* [What is needed] Return the count of lines that mention "styles", with no other words.

* [Web page code records]
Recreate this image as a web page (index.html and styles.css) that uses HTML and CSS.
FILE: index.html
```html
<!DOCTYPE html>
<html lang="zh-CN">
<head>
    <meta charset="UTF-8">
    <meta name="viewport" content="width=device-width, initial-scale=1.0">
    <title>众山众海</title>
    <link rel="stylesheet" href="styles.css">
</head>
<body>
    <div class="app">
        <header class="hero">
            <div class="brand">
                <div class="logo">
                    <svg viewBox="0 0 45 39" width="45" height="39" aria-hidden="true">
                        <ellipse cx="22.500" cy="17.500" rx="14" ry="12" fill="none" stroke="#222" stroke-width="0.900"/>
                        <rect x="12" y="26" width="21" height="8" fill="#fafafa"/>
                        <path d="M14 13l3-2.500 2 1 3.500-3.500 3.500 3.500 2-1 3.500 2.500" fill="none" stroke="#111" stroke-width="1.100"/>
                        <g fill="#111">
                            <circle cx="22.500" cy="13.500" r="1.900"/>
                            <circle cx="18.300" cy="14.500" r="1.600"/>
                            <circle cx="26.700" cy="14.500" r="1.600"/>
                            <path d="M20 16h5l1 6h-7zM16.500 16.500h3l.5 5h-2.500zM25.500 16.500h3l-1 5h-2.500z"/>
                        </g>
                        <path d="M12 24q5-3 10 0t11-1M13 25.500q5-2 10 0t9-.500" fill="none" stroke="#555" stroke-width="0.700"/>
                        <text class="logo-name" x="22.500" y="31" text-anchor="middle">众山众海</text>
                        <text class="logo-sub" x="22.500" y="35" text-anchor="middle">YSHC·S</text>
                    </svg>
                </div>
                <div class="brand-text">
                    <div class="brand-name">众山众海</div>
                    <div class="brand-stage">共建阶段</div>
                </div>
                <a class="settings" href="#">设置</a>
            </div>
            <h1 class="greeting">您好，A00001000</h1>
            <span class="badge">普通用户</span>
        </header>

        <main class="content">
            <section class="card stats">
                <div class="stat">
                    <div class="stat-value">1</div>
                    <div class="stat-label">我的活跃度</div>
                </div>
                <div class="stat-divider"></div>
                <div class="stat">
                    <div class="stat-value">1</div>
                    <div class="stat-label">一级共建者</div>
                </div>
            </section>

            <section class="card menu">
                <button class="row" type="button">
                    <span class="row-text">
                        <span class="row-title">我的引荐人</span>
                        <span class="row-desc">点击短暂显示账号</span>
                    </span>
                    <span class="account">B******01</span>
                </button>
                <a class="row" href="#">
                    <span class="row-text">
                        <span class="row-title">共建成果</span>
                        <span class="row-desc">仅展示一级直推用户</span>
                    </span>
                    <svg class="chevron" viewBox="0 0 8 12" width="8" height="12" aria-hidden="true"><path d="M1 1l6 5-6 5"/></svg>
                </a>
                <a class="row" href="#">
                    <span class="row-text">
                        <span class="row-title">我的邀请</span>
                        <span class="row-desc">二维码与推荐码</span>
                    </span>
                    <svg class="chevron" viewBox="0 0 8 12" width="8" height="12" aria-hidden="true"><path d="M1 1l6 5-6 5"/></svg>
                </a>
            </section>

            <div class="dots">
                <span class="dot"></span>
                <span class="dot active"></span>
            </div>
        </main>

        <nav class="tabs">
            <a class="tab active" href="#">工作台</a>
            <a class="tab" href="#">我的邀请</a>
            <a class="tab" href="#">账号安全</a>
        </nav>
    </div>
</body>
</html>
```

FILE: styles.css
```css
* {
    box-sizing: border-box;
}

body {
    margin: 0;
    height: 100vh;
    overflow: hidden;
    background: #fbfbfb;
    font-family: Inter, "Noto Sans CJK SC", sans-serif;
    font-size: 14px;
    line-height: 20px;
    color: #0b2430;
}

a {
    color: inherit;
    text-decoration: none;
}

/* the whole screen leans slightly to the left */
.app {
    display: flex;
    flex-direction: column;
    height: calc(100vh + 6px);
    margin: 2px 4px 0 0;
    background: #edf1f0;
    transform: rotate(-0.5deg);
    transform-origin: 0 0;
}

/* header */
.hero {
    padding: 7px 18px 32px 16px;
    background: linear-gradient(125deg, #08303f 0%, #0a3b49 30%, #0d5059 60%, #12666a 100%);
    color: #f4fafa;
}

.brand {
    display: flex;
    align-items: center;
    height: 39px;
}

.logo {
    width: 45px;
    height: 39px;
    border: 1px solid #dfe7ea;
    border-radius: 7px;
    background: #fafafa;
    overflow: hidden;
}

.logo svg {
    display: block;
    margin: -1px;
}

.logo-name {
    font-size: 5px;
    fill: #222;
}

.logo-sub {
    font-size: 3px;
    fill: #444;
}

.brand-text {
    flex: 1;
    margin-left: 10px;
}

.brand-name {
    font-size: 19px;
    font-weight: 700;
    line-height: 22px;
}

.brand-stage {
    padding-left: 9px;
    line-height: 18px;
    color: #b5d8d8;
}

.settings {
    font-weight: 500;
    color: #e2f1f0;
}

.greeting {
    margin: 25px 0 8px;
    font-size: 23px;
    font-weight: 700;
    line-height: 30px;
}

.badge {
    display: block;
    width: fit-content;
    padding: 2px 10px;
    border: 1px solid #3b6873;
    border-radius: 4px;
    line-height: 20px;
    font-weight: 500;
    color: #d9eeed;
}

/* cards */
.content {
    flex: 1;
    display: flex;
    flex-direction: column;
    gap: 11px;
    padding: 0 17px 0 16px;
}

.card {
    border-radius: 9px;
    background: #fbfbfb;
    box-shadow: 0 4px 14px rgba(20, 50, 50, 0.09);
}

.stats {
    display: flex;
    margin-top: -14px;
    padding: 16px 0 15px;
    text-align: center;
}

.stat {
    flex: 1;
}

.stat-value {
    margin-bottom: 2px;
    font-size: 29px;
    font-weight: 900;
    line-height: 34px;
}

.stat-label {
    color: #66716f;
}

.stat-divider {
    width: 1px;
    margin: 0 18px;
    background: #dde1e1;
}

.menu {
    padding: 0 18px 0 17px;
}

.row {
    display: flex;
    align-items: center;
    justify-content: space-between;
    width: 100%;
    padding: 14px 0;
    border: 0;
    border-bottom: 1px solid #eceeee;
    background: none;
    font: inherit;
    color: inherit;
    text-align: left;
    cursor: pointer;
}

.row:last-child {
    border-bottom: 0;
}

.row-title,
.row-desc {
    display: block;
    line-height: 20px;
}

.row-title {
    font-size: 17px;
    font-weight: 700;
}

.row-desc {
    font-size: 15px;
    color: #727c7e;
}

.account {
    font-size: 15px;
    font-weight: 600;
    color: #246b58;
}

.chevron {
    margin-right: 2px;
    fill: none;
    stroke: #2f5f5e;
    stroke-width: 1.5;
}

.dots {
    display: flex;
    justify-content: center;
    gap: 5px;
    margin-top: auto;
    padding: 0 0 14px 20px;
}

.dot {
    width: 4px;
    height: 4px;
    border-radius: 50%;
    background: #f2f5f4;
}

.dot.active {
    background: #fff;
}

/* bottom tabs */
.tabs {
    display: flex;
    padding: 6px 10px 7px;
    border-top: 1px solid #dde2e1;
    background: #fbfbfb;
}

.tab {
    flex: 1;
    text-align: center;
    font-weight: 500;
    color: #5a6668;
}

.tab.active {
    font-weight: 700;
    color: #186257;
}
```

--

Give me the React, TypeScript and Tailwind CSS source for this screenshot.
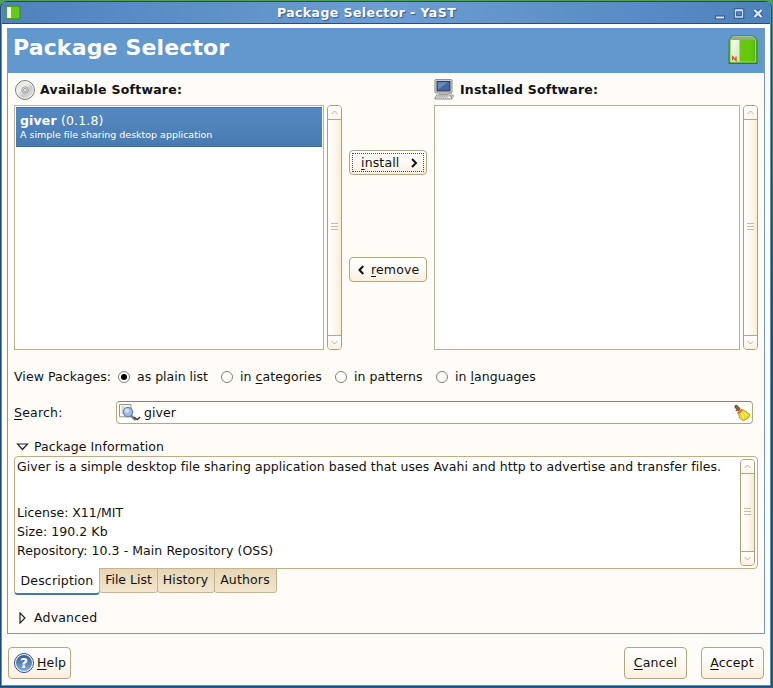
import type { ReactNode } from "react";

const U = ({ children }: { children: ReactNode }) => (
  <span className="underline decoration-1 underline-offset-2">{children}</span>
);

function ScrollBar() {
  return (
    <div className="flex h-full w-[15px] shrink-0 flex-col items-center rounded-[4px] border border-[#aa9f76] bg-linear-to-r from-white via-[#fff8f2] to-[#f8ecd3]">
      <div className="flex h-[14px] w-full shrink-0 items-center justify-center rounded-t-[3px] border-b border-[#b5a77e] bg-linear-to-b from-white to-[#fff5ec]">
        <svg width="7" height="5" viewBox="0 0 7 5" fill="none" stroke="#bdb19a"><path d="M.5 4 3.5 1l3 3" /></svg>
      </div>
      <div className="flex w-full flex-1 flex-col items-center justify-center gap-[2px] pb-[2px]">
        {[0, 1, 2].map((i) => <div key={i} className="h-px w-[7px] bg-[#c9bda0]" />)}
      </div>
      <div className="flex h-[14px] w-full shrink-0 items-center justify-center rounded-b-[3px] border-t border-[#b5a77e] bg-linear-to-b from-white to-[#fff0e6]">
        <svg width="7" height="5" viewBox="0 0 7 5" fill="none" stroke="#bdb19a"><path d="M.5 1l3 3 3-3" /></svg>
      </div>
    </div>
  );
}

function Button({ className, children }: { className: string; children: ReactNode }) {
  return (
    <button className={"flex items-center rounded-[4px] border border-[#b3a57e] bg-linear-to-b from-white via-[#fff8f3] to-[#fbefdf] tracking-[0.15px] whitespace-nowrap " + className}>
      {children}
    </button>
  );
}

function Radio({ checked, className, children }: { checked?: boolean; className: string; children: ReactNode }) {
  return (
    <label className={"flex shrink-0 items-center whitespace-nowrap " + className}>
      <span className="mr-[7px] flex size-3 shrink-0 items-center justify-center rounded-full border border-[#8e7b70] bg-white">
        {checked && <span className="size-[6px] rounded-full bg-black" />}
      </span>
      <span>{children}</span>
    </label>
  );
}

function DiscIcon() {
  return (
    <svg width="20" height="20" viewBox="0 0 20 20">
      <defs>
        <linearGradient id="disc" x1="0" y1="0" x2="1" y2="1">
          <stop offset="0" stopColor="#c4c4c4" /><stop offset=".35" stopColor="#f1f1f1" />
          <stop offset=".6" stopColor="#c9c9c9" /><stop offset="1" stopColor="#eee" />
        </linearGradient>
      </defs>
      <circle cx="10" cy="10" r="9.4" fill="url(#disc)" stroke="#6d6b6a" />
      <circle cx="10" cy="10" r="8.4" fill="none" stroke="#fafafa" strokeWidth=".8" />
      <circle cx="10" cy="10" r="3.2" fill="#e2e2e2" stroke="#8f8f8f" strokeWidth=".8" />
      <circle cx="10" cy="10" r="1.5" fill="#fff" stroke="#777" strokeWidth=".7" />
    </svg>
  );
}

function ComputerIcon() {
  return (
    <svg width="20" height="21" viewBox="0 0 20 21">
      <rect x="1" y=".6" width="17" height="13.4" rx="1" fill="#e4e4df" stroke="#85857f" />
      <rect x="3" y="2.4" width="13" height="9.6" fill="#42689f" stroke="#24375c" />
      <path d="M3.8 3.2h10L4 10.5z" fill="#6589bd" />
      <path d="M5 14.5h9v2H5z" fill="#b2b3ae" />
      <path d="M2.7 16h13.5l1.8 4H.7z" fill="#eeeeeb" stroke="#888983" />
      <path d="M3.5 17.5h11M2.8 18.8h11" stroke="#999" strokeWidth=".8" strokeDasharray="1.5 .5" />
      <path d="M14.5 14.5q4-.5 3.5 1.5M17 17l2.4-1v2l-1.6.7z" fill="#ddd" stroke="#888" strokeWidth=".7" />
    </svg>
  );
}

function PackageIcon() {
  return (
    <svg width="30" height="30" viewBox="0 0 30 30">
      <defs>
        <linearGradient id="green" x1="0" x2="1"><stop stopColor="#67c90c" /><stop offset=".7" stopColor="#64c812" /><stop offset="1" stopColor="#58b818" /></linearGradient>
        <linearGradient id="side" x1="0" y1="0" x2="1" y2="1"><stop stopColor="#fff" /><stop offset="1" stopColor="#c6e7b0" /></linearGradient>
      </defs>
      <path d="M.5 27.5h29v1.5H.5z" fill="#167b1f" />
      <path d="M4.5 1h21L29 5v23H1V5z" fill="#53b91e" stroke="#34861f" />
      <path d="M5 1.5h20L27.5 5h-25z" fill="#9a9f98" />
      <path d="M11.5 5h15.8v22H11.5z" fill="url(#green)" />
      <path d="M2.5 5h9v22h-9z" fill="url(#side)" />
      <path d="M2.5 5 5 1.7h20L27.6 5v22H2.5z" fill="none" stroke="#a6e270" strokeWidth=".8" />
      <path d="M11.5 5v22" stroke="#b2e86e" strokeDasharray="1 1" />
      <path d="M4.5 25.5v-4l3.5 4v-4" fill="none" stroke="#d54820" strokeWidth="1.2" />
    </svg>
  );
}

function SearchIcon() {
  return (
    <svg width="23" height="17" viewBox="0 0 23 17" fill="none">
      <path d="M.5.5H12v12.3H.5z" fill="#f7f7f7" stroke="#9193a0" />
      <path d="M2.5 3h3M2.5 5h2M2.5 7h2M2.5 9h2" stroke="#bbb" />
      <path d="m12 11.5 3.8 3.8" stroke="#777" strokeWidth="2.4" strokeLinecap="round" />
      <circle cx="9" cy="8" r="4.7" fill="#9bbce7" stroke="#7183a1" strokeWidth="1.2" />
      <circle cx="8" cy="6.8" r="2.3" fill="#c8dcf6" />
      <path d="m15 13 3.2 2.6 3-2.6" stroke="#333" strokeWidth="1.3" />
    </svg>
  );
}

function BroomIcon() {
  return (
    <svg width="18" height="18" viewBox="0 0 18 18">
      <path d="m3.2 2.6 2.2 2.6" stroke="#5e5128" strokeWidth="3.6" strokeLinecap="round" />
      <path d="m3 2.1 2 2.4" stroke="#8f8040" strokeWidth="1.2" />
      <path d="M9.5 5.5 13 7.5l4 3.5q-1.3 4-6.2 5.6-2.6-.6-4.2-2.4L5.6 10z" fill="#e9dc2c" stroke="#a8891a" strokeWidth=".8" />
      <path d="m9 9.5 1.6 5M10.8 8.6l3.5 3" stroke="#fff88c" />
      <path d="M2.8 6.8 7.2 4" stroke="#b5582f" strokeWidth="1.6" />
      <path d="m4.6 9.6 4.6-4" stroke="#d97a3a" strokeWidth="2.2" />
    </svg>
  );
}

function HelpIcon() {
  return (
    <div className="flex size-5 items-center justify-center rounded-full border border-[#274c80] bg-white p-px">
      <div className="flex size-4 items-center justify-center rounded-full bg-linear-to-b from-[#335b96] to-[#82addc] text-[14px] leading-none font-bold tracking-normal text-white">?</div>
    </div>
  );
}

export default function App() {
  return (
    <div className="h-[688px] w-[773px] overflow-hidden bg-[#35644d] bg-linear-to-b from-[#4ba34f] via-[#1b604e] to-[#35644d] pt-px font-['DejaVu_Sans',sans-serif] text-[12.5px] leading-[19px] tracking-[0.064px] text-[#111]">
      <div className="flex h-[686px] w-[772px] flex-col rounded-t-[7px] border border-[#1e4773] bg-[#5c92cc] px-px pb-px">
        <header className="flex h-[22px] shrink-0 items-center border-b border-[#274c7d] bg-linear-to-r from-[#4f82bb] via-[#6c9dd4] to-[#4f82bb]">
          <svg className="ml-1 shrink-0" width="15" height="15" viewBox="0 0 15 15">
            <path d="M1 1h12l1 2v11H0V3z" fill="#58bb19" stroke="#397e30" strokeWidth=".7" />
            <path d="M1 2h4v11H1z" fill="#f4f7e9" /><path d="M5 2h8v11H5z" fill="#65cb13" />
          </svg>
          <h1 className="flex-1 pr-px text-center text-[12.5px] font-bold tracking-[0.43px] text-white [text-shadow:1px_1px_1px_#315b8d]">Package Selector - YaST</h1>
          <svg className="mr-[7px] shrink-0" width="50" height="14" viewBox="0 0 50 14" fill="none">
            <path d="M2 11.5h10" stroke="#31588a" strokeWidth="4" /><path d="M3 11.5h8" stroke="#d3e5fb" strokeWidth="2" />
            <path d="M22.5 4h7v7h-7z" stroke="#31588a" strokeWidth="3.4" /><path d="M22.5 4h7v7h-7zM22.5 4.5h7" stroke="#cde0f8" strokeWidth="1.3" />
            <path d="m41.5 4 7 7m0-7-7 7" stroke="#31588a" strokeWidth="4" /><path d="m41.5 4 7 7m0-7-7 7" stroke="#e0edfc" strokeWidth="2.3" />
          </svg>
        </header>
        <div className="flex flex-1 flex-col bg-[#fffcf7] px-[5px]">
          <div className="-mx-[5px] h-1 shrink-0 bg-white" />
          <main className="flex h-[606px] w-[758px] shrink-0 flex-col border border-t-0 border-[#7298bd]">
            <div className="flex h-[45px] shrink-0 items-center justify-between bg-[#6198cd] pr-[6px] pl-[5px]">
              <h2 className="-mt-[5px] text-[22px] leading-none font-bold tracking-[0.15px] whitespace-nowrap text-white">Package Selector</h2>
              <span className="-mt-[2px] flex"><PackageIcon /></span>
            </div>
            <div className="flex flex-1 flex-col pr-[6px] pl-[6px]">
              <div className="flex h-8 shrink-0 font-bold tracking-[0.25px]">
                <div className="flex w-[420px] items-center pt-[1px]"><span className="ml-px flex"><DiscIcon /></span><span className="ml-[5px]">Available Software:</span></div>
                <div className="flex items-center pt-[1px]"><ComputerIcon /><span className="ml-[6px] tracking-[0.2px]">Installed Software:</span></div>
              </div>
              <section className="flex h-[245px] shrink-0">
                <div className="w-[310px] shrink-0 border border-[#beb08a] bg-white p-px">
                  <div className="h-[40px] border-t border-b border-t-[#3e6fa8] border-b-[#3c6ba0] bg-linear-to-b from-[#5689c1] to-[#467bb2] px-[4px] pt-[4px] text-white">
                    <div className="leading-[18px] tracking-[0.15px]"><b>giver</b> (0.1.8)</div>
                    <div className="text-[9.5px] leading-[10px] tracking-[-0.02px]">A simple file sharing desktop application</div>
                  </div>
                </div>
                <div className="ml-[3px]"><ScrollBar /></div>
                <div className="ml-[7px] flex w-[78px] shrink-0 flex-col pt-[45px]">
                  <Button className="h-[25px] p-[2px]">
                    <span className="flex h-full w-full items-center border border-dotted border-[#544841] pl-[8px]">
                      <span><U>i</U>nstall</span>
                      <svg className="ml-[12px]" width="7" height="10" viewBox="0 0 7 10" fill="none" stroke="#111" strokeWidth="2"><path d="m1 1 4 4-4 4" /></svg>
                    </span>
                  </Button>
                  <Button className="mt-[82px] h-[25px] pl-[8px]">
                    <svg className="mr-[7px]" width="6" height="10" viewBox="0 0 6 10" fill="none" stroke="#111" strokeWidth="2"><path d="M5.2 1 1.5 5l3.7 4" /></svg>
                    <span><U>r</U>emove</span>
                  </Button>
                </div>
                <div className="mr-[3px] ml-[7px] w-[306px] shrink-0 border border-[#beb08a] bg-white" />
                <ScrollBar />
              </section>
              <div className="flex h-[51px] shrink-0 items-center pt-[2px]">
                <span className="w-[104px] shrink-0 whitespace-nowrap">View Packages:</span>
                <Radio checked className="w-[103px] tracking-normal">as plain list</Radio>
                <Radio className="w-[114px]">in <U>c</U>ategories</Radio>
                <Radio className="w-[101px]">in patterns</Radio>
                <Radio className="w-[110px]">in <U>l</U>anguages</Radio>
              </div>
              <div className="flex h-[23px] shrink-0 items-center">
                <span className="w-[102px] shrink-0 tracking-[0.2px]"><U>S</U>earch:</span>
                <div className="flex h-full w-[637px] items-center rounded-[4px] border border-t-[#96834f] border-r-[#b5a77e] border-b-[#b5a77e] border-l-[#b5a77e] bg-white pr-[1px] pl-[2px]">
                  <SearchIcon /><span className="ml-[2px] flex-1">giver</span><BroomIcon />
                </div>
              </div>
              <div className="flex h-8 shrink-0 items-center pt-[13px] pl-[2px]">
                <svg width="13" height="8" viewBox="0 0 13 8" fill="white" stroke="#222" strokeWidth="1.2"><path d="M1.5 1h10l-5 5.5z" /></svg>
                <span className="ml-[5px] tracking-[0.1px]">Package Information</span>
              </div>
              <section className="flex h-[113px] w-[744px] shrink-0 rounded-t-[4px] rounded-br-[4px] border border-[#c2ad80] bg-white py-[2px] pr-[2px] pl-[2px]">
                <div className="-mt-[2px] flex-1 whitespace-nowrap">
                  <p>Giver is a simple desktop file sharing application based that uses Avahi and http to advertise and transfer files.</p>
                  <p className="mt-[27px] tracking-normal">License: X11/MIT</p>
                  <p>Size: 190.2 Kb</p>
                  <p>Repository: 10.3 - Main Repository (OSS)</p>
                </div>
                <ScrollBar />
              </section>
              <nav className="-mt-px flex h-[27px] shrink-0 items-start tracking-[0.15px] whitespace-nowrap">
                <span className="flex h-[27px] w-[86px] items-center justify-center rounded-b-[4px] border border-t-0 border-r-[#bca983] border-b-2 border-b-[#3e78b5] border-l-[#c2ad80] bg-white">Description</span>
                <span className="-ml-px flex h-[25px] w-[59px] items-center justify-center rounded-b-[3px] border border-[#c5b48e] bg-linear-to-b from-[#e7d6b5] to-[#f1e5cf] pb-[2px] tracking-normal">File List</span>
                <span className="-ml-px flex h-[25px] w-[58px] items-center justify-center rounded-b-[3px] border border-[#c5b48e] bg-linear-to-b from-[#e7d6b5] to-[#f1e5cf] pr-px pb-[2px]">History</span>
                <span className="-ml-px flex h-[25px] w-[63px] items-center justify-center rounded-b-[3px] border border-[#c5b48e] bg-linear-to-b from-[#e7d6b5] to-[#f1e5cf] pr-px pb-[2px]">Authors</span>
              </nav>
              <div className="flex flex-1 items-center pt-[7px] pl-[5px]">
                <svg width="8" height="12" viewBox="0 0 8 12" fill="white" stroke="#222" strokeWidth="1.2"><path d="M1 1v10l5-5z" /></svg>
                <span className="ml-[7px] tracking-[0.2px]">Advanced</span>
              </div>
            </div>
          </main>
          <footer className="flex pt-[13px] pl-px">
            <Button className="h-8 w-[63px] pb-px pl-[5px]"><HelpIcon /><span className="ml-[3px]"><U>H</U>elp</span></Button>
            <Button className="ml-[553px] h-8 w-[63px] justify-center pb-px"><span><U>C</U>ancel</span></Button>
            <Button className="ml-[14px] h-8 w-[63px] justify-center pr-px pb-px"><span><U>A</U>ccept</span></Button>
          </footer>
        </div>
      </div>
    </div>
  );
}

* [Answer to this problem] 3